Billy Zane as The Collector.

Tales from the Crypt: Demon Knight (1995)

The hit Tales from the Crypt series also ventured into a movie adaptation that is similar with its television counterpart. In case you missed it, this movie is still here to give you chills. It’s never too late to watch a movie that tackles the classic battle between good and evil that dominates the theme of this movie.

As an agent of the devil, the antagonist called The Collector hunts Frank Brayker, a keeper of an important relic that dates back to the time of Jesus Christ. Their battle unfolds in a boarding house that turned out to be an old church. There, we will witness the gruesome transformation of evil creatures that are ready to sacrifice all the humans that will get in the way of their plans. As for the relic, I will leave it to your imagination as to its significance. For sure, you will enjoy the horrific ride that this movie offers.

Catherine Zeta-Jones, Owen Wilson, Lili Taylor and Liam Neeson star as the protagonists of the movie.

The Haunting (1999)

A film that stars powerhouse actors such as Liam Neeson, Catherine Zeta-Jones, Owen Wilson and Lili Taylor will give couch potatoes a reason to be excited. The story revolves around a social experiment for insomniacs. The characters have their own reasons that propelled them to jump into the study.
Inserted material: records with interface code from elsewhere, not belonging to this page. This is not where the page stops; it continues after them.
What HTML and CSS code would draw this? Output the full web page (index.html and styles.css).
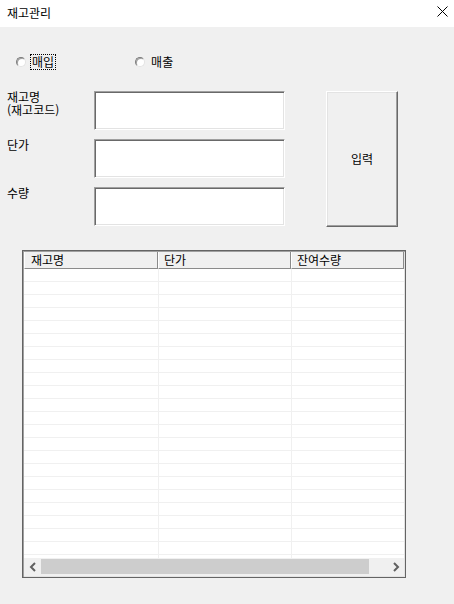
FILE: index.html
```html
<!DOCTYPE html>
<html lang="ko">
<head>
<meta charset="utf-8">
<title>재고관리</title>
<link rel="stylesheet" href="styles.css">
</head>
<body>
<div class="window">
  <header class="titlebar">
    <span class="title">재고관리</span>
    <svg class="close" width="11" height="11" viewBox="0 0 11 11"><path d="M0.5 0.5 L10.5 10.5 M10.5 0.5 L0.5 10.5" stroke="#000" stroke-width="1" fill="none"/></svg>
  </header>
  <main class="content">
    <div class="radios">
      <label class="radio"><span class="dot"></span><span class="rlabel focus">매입</span></label>
      <label class="radio second"><span class="dot"></span><span class="rlabel">매출</span></label>
    </div>
    <div class="form">
      <div class="lbl"><div>재고명</div><div>(재고코드)</div></div>
      <div class="field"></div>
      <div class="btn">입력</div>
      <div class="lbl">단가</div>
      <div class="field"></div>
      <div class="lbl">수량</div>
      <div class="field"></div>
    </div>
    <div class="list">
      <div class="head">
        <div class="hc c1">재고명</div>
        <div class="hc">단가</div>
        <div class="hc">잔여수량</div>
      </div>
      <div class="rows">
        <div class="row"><span></span><span></span><span></span></div>
        <div class="row"><span></span><span></span><span></span></div>
        <div class="row"><span></span><span></span><span></span></div>
        <div class="row"><span></span><span></span><span></span></div>
        <div class="row"><span></span><span></span><span></span></div>
        <div class="row"><span></span><span></span><span></span></div>
        <div class="row"><span></span><span></span><span></span></div>
        <div class="row"><span></span><span></span><span></span></div>
        <div class="row"><span></span><span></span><span></span></div>
        <div class="row"><span></span><span></span><span></span></div>
        <div class="row"><span></span><span></span><span></span></div>
        <div class="row"><span></span><span></span><span></span></div>
        <div class="row"><span></span><span></span><span></span></div>
        <div class="row"><span></span><span></span><span></span></div>
        <div class="row"><span></span><span></span><span></span></div>
        <div class="row"><span></span><span></span><span></span></div>
        <div class="row"><span></span><span></span><span></span></div>
        <div class="row"><span></span><span></span><span></span></div>
        <div class="row"><span></span><span></span><span></span></div>
        <div class="row"><span></span><span></span><span></span></div>
        <div class="row"><span></span><span></span><span></span></div>
        <div class="row"><span></span><span></span><span></span></div>
        <div class="row"><span></span><span></span><span></span></div>
      </div>
      <div class="hscroll">
        <span class="arrow"><svg width="8" height="10" viewBox="0 0 8 10"><path d="M6 1 L2 5 L6 9" stroke="#606060" stroke-width="2" fill="none"/></svg></span>
        <span class="thumb"></span>
        <span class="track"></span>
        <span class="arrow"><svg width="8" height="10" viewBox="0 0 8 10"><path d="M2 1 L6 5 L2 9" stroke="#606060" stroke-width="2" fill="none"/></svg></span>
      </div>
    </div>
  </main>
</div>
</body>
</html>
```

FILE: styles.css
```css
html, body {
  margin: 0;
  padding: 0;
}
body {
  width: 454px;
  height: 604px;
  overflow: hidden;
  background: #f0f0f0;
  color: #000;
  font-family: "Noto Sans CJK KR", "Noto Sans", sans-serif;
  font-size: 12px;
  line-height: 12px;
}
.window {
  width: 454px;
  height: 604px;
}
.titlebar {
  height: 27px;
  background: #fff;
  display: flex;
  align-items: flex-start;
  justify-content: space-between;
  padding: 0 6px 0 7px;
  box-sizing: border-box;
}
.title {
  padding-top: 6px;
  line-height: 14px;
}
.close {
  display: block;
  margin-top: 6px;
}
.content {
  padding: 27px 0 0 7px;
}
.radios {
  display: flex;
  align-items: center;
  height: 16px;
}
.radio {
  display: flex;
  align-items: center;
  margin-left: 9px;
}
.radio.second {
  margin-left: 79px;
}
.dot {
  width: 10px;
  height: 10px;
  box-sizing: border-box;
  border-radius: 50%;
  background: #fff;
  border: 1px solid;
  border-color: #7a7a7a #e3e3e3 #e3e3e3 #7a7a7a;
  box-shadow: inset 1px 1px #a0a0a0;
}
.rlabel {
  margin-left: 4px;
  height: 16px;
  box-sizing: border-box;
  border: 1px dotted transparent;
  padding: 0 1px;
  line-height: 14px;
}
.rlabel.focus {
  border-color: #000;
}
.form {
  margin-top: 21px;
  display: grid;
  grid-template-columns: 87px 191px 41px 72px;
  grid-template-rows: 39px 39px 39px;
  row-gap: 9px;
}
.lbl {
  grid-column: 1;
  line-height: 13px;
  margin-top: -1px;
}
.field {
  grid-column: 2;
  background: #fff;
  border: 1px solid;
  border-color: #a0a0a0 #fff #fff #a0a0a0;
  box-shadow: inset 1px 1px #696969, inset -1px -1px #e3e3e3;
}
.btn {
  grid-column: 4;
  grid-row: 1 / 4;
  height: 136px;
  box-sizing: border-box;
  display: flex;
  align-items: center;
  justify-content: center;
  background: #f0f0f0;
  border: 1px solid;
  border-color: #fff #696969 #696969 #fff;
  box-shadow: inset -1px -1px #a0a0a0, inset 1px 1px #e3e3e3;
}
.list {
  margin-top: 24px;
  margin-left: 15px;
  width: 384px;
  height: 328px;
  box-sizing: border-box;
  border: 1px solid #646464;
  padding: 1px;
  box-shadow: inset 1px 1px #a0a0a0, inset -1px -1px #e3e3e3;
  display: flex;
  flex-direction: column;
  background: #fff;
}
.head {
  display: grid;
  grid-template-columns: 134px 133px 113px;
  height: 17px;
  flex: none;
}
.hc {
  background: #f0f0f0;
  border-left: 1px solid #fff;
  border-right: 1px solid #8a8a8a;
  border-bottom: 1px solid #8a8a8a;
  padding-left: 5px;
  line-height: 16px;
  white-space: nowrap;
}
.hc.c1 {
  padding-left: 6px;
}
.rows {
  height: 289px;
  flex: none;
  overflow: hidden;
  background: #fff;
}
.row {
  display: grid;
  grid-template-columns: 134px 133px 113px;
  height: 13px;
  box-sizing: border-box;
  border-bottom: 1px solid #f0f0f0;
}
.row span + span {
  border-left: 1px solid #f0f0f0;
}
.hscroll {
  flex: 1;
  display: flex;
  background: #f0f0f0;
}
.arrow {
  flex: none;
  width: 17px;
  display: flex;
  align-items: center;
  justify-content: center;
}
.thumb {
  flex: none;
  width: 328px;
  height: 15px;
  margin-top: 1px;
  background: #cdcdcd;
}
.track {
  flex: 1;
}
```
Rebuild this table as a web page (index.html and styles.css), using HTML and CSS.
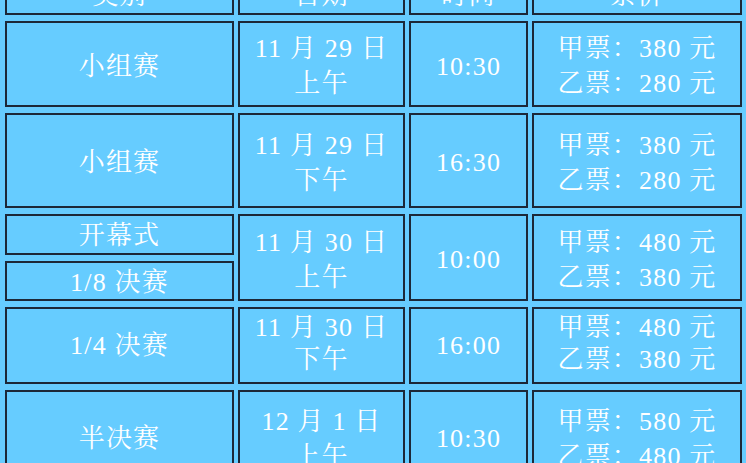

As the night reached its peak, strange happenings started to startle the participants of the study. It turned out that the house is haunted and the creepy things that happened to them are of no accident. We witness different responses from the actors that become relatable to audiences across ages. This film is a residue of how 90s horror flicks terrorize us as children. As a predecessor of the now zombie-obsessed viewers, The Haunting is a movie to watch that can refresh our cravings for horror movies.